EXERCISE DETAILS:
Return the material word for word. Do not include pictures.

— begin —

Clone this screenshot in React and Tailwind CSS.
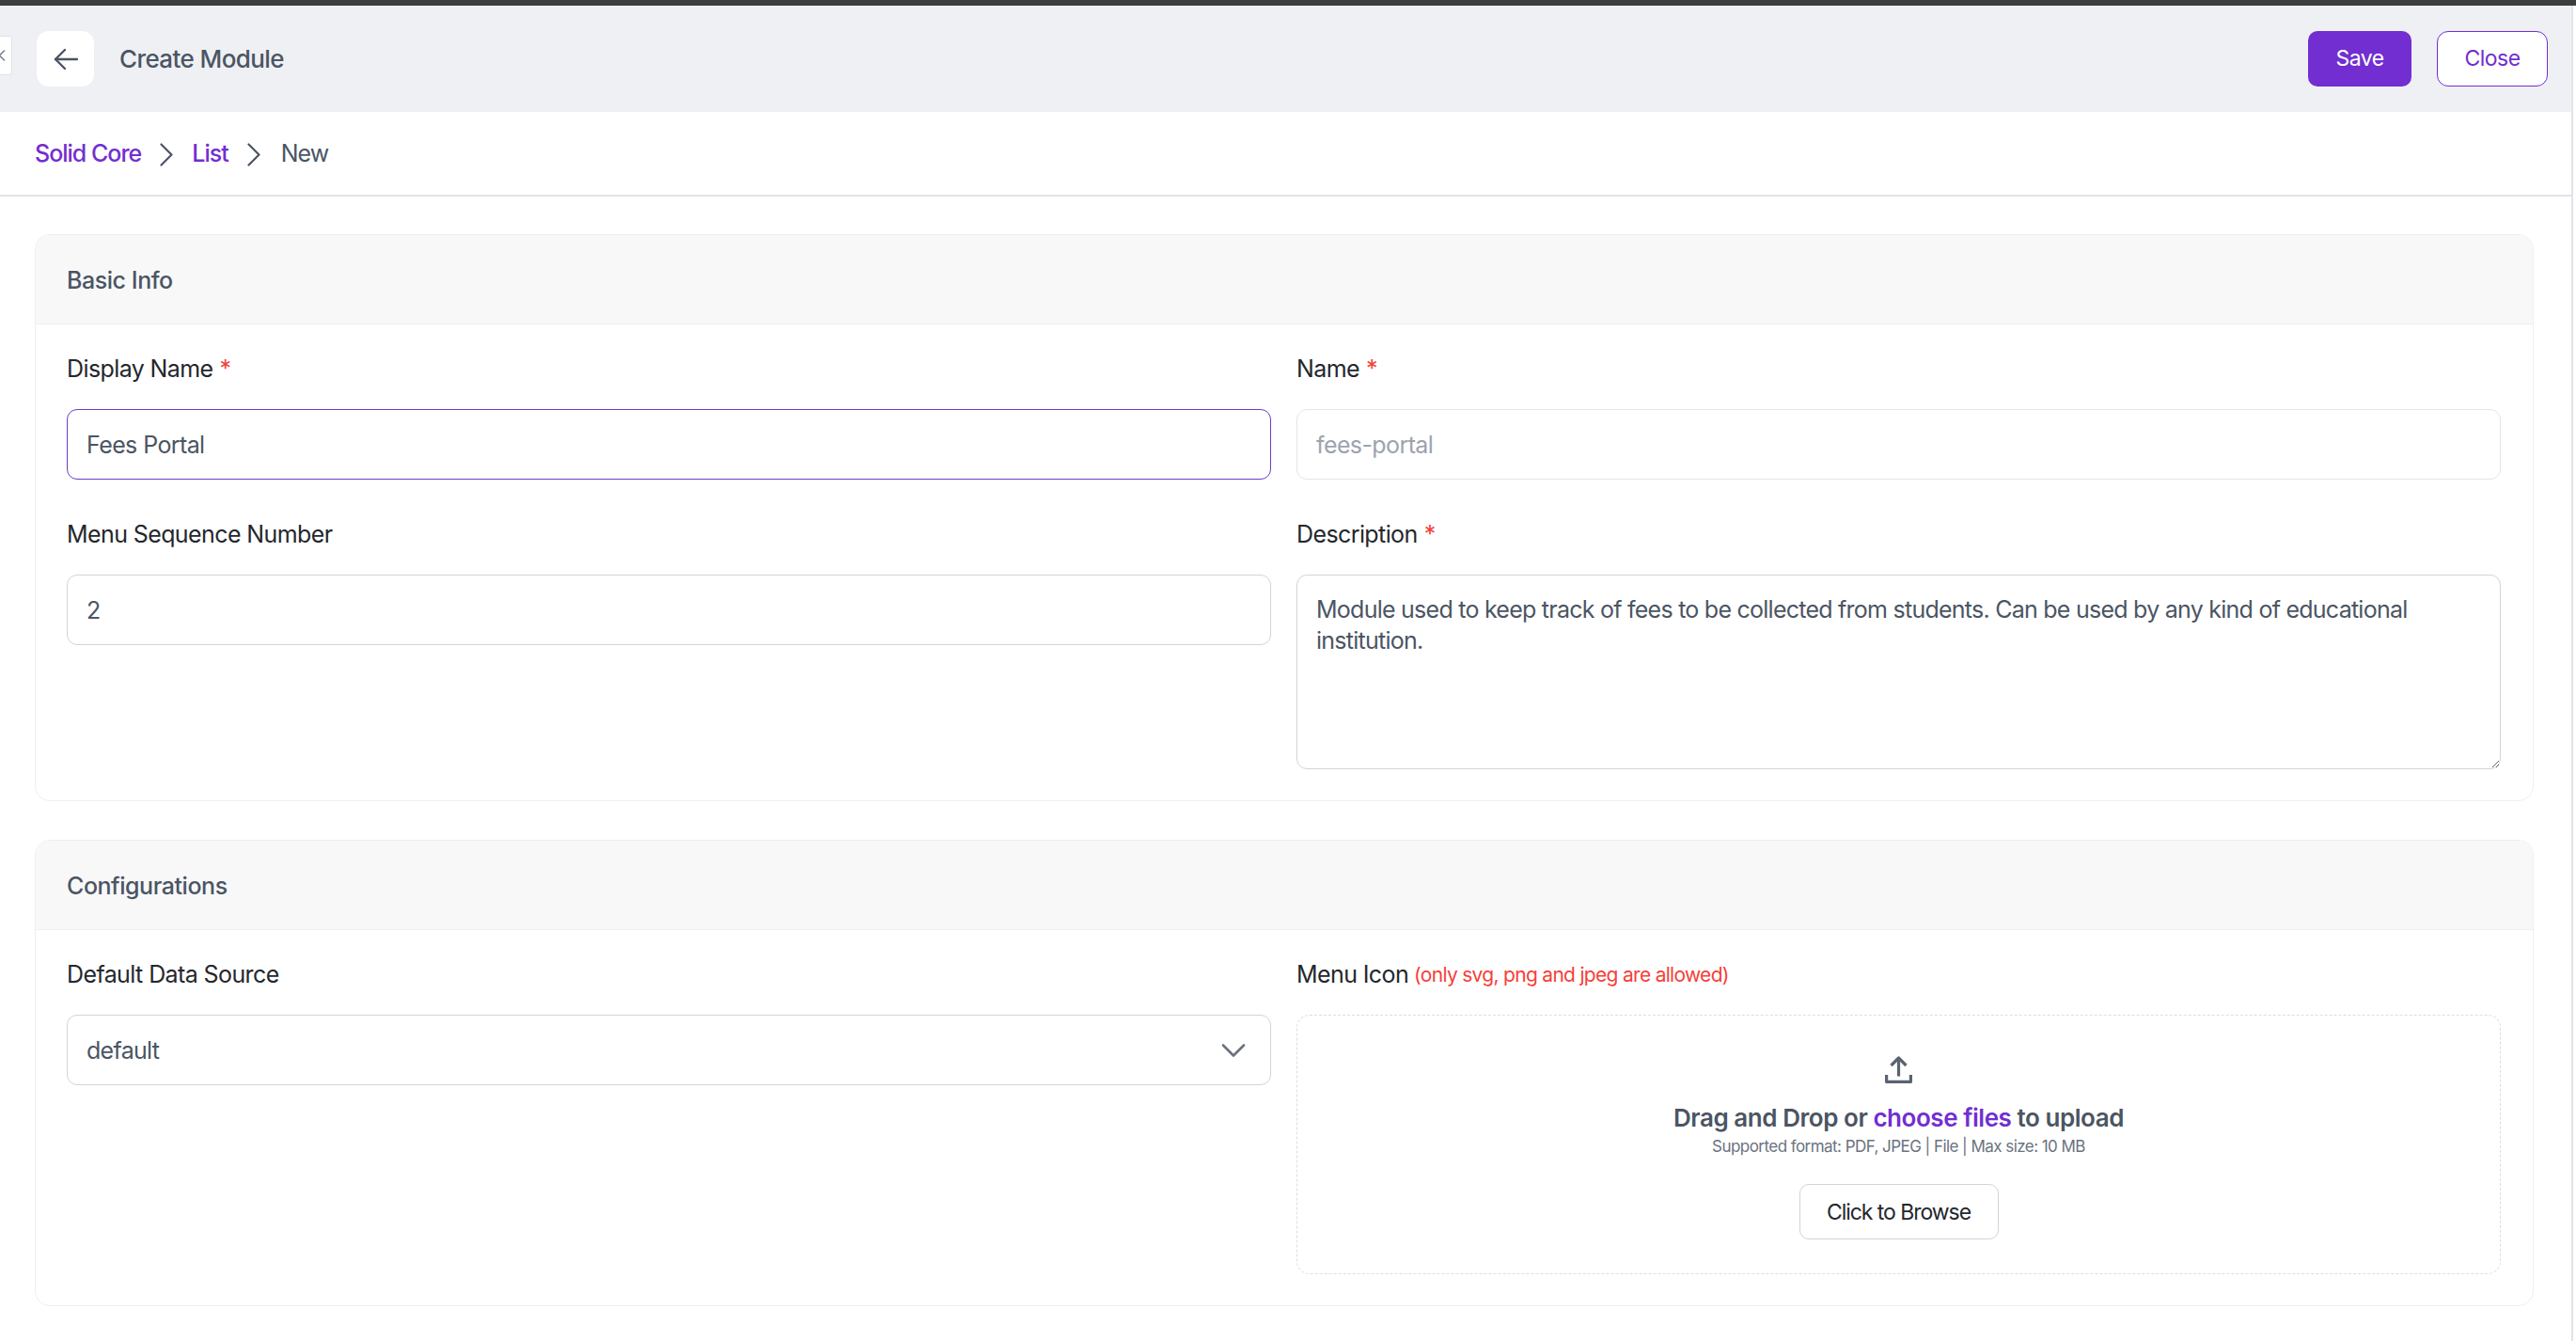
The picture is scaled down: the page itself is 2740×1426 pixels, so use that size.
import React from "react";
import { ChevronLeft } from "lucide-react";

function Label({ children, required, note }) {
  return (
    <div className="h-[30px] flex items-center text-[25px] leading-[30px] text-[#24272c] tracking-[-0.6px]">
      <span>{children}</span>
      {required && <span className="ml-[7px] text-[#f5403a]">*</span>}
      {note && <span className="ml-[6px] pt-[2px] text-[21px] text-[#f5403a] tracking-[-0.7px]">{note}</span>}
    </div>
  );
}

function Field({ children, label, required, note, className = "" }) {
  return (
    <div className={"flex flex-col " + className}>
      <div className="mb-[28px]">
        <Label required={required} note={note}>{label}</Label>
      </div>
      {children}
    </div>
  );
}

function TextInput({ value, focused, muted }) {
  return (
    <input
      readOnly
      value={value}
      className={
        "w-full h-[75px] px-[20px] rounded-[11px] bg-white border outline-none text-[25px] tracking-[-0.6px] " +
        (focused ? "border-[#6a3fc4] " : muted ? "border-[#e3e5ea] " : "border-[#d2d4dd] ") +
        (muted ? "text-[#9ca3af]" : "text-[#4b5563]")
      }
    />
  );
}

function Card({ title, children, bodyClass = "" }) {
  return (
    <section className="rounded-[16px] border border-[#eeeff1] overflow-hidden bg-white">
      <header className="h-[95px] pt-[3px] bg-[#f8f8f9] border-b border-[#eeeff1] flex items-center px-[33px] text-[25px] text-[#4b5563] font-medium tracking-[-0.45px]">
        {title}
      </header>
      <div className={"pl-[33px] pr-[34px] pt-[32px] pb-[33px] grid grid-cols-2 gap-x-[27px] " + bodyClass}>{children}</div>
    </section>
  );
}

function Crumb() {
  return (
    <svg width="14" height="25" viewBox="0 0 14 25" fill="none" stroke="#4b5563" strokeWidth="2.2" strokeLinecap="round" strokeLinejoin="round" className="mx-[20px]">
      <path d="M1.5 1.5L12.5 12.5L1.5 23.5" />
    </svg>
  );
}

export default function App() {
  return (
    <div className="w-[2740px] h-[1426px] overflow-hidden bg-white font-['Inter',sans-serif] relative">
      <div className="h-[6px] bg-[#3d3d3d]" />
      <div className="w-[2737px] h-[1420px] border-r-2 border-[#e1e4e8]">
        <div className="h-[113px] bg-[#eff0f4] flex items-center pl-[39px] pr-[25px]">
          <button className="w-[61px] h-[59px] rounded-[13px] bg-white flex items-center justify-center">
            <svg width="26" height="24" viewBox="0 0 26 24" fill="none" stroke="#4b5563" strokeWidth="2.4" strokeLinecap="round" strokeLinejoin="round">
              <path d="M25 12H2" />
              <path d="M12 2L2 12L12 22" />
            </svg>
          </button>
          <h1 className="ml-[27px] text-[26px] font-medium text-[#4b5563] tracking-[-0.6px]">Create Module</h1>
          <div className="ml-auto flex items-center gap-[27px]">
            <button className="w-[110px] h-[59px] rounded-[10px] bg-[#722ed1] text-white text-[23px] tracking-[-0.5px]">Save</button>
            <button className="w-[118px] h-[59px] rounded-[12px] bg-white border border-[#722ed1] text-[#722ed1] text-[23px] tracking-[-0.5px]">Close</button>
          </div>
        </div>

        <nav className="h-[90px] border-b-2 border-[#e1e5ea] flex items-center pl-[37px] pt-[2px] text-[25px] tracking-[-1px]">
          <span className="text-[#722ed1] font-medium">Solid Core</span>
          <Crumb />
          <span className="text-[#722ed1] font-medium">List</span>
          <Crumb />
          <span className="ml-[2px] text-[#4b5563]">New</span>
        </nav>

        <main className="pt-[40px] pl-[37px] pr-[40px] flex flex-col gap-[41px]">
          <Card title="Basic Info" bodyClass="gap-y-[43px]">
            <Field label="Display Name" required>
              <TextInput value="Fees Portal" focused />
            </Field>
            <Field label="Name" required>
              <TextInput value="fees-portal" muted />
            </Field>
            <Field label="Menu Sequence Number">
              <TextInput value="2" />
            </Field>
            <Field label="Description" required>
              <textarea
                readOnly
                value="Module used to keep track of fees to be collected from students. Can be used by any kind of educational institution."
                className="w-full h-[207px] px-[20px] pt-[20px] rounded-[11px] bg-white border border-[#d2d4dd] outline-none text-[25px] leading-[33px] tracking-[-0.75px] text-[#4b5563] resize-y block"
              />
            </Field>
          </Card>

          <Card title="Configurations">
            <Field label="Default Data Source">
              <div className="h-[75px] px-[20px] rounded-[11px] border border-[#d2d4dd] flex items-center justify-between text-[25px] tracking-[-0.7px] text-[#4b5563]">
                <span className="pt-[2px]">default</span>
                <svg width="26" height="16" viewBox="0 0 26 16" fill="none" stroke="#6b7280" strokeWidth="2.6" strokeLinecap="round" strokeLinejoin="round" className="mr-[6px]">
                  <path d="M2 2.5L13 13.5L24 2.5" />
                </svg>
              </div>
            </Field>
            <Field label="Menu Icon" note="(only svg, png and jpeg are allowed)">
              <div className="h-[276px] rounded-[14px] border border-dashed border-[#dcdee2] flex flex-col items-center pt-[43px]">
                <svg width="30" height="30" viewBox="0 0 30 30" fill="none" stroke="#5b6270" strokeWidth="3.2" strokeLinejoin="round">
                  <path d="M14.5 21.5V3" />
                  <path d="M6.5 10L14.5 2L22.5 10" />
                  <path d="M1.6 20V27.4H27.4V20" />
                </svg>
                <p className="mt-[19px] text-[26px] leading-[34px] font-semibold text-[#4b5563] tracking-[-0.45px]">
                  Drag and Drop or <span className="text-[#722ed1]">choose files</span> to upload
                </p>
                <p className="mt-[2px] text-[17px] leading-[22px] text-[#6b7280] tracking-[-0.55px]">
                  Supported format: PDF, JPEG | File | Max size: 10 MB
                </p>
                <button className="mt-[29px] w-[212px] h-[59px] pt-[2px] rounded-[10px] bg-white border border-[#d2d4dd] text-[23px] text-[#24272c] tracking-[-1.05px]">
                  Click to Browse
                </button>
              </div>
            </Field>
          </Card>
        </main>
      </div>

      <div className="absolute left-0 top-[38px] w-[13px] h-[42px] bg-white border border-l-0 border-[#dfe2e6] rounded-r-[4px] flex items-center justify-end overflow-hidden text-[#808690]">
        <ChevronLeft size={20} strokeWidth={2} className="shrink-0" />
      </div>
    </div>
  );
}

— end —

COMPLETE RESPONSE:
Clone this screenshot in React and Tailwind CSS.
The picture is scaled down: the page itself is 2740×1426 pixels, so use that size.
import React from "react";
import { ChevronLeft } from "lucide-react";

function Label({ children, required, note }) {
  return (
    <div className="h-[30px] flex items-center text-[25px] leading-[30px] text-[#24272c] tracking-[-0.6px]">
      <span>{children}</span>
      {required && <span className="ml-[7px] text-[#f5403a]">*</span>}
      {note && <span className="ml-[6px] pt-[2px] text-[21px] text-[#f5403a] tracking-[-0.7px]">{note}</span>}
    </div>
  );
}

function Field({ children, label, required, note, className = "" }) {
  return (
    <div className={"flex flex-col " + className}>
      <div className="mb-[28px]">
        <Label required={required} note={note}>{label}</Label>
      </div>
      {children}
    </div>
  );
}

function TextInput({ value, focused, muted }) {
  return (
    <input
      readOnly
      value={value}
      className={
        "w-full h-[75px] px-[20px] rounded-[11px] bg-white border outline-none text-[25px] tracking-[-0.6px] " +
        (focused ? "border-[#6a3fc4] " : muted ? "border-[#e3e5ea] " : "border-[#d2d4dd] ") +
        (muted ? "text-[#9ca3af]" : "text-[#4b5563]")
      }
    />
  );
}

function Card({ title, children, bodyClass = "" }) {
  return (
    <section className="rounded-[16px] border border-[#eeeff1] overflow-hidden bg-white">
      <header className="h-[95px] pt-[3px] bg-[#f8f8f9] border-b border-[#eeeff1] flex items-center px-[33px] text-[25px] text-[#4b5563] font-medium tracking-[-0.45px]">
        {title}
      </header>
      <div className={"pl-[33px] pr-[34px] pt-[32px] pb-[33px] grid grid-cols-2 gap-x-[27px] " + bodyClass}>{children}</div>
    </section>
  );
}

function Crumb() {
  return (
    <svg width="14" height="25" viewBox="0 0 14 25" fill="none" stroke="#4b5563" strokeWidth="2.2" strokeLinecap="round" strokeLinejoin="round" className="mx-[20px]">
      <path d="M1.5 1.5L12.5 12.5L1.5 23.5" />
    </svg>
  );
}

export default function App() {
  return (
    <div className="w-[2740px] h-[1426px] overflow-hidden bg-white font-['Inter',sans-serif] relative">
      <div className="h-[6px] bg-[#3d3d3d]" />
      <div className="w-[2737px] h-[1420px] border-r-2 border-[#e1e4e8]">
        <div className="h-[113px] bg-[#eff0f4] flex items-center pl-[39px] pr-[25px]">
          <button className="w-[61px] h-[59px] rounded-[13px] bg-white flex items-center justify-center">
            <svg width="26" height="24" viewBox="0 0 26 24" fill="none" stroke="#4b5563" strokeWidth="2.4" strokeLinecap="round" strokeLinejoin="round">
              <path d="M25 12H2" />
              <path d="M12 2L2 12L12 22" />
            </svg>
          </button>
          <h1 className="ml-[27px] text-[26px] font-medium text-[#4b5563] tracking-[-0.6px]">Create Module</h1>
          <div className="ml-auto flex items-center gap-[27px]">
            <button className="w-[110px] h-[59px] rounded-[10px] bg-[#722ed1] text-white text-[23px] tracking-[-0.5px]">Save</button>
            <button className="w-[118px] h-[59px] rounded-[12px] bg-white border border-[#722ed1] text-[#722ed1] text-[23px] tracking-[-0.5px]">Close</button>
          </div>
        </div>

        <nav className="h-[90px] border-b-2 border-[#e1e5ea] flex items-center pl-[37px] pt-[2px] text-[25px] tracking-[-1px]">
          <span className="text-[#722ed1] font-medium">Solid Core</span>
          <Crumb />
          <span className="text-[#722ed1] font-medium">List</span>
          <Crumb />
          <span className="ml-[2px] text-[#4b5563]">New</span>
        </nav>

        <main className="pt-[40px] pl-[37px] pr-[40px] flex flex-col gap-[41px]">
          <Card title="Basic Info" bodyClass="gap-y-[43px]">
            <Field label="Display Name" required>
              <TextInput value="Fees Portal" focused />
            </Field>
            <Field label="Name" required>
              <TextInput value="fees-portal" muted />
            </Field>
            <Field label="Menu Sequence Number">
              <TextInput value="2" />
            </Field>
            <Field label="Description" required>
              <textarea
                readOnly
                value="Module used to keep track of fees to be collected from students. Can be used by any kind of educational institution."
                className="w-full h-[207px] px-[20px] pt-[20px] rounded-[11px] bg-white border border-[#d2d4dd] outline-none text-[25px] leading-[33px] tracking-[-0.75px] text-[#4b5563] resize-y block"
              />
            </Field>
          </Card>

          <Card title="Configurations">
            <Field label="Default Data Source">
              <div className="h-[75px] px-[20px] rounded-[11px] border border-[#d2d4dd] flex items-center justify-between text-[25px] tracking-[-0.7px] text-[#4b5563]">
                <span className="pt-[2px]">default</span>
                <svg width="26" height="16" viewBox="0 0 26 16" fill="none" stroke="#6b7280" strokeWidth="2.6" strokeLinecap="round" strokeLinejoin="round" className="mr-[6px]">
                  <path d="M2 2.5L13 13.5L24 2.5" />
                </svg>
              </div>
            </Field>
            <Field label="Menu Icon" note="(only svg, png and jpeg are allowed)">
              <div className="h-[276px] rounded-[14px] border border-dashed border-[#dcdee2] flex flex-col items-center pt-[43px]">
                <svg width="30" height="30" viewBox="0 0 30 30" fill="none" stroke="#5b6270" strokeWidth="3.2" strokeLinejoin="round">
                  <path d="M14.5 21.5V3" />
                  <path d="M6.5 10L14.5 2L22.5 10" />
                  <path d="M1.6 20V27.4H27.4V20" />
                </svg>
                <p className="mt-[19px] text-[26px] leading-[34px] font-semibold text-[#4b5563] tracking-[-0.45px]">
                  Drag and Drop or <span className="text-[#722ed1]">choose files</span> to upload
                </p>
                <p className="mt-[2px] text-[17px] leading-[22px] text-[#6b7280] tracking-[-0.55px]">
                  Supported format: PDF, JPEG | File | Max size: 10 MB
                </p>
                <button className="mt-[29px] w-[212px] h-[59px] pt-[2px] rounded-[10px] bg-white border border-[#d2d4dd] text-[23px] text-[#24272c] tracking-[-1.05px]">
                  Click to Browse
                </button>
              </div>
            </Field>
          </Card>
        </main>
      </div>

      <div className="absolute left-0 top-[38px] w-[13px] h-[42px] bg-white border border-l-0 border-[#dfe2e6] rounded-r-[4px] flex items-center justify-end overflow-hidden text-[#808690]">
        <ChevronLeft size={20} strokeWidth={2} className="shrink-0" />
      </div>
    </div>
  );
}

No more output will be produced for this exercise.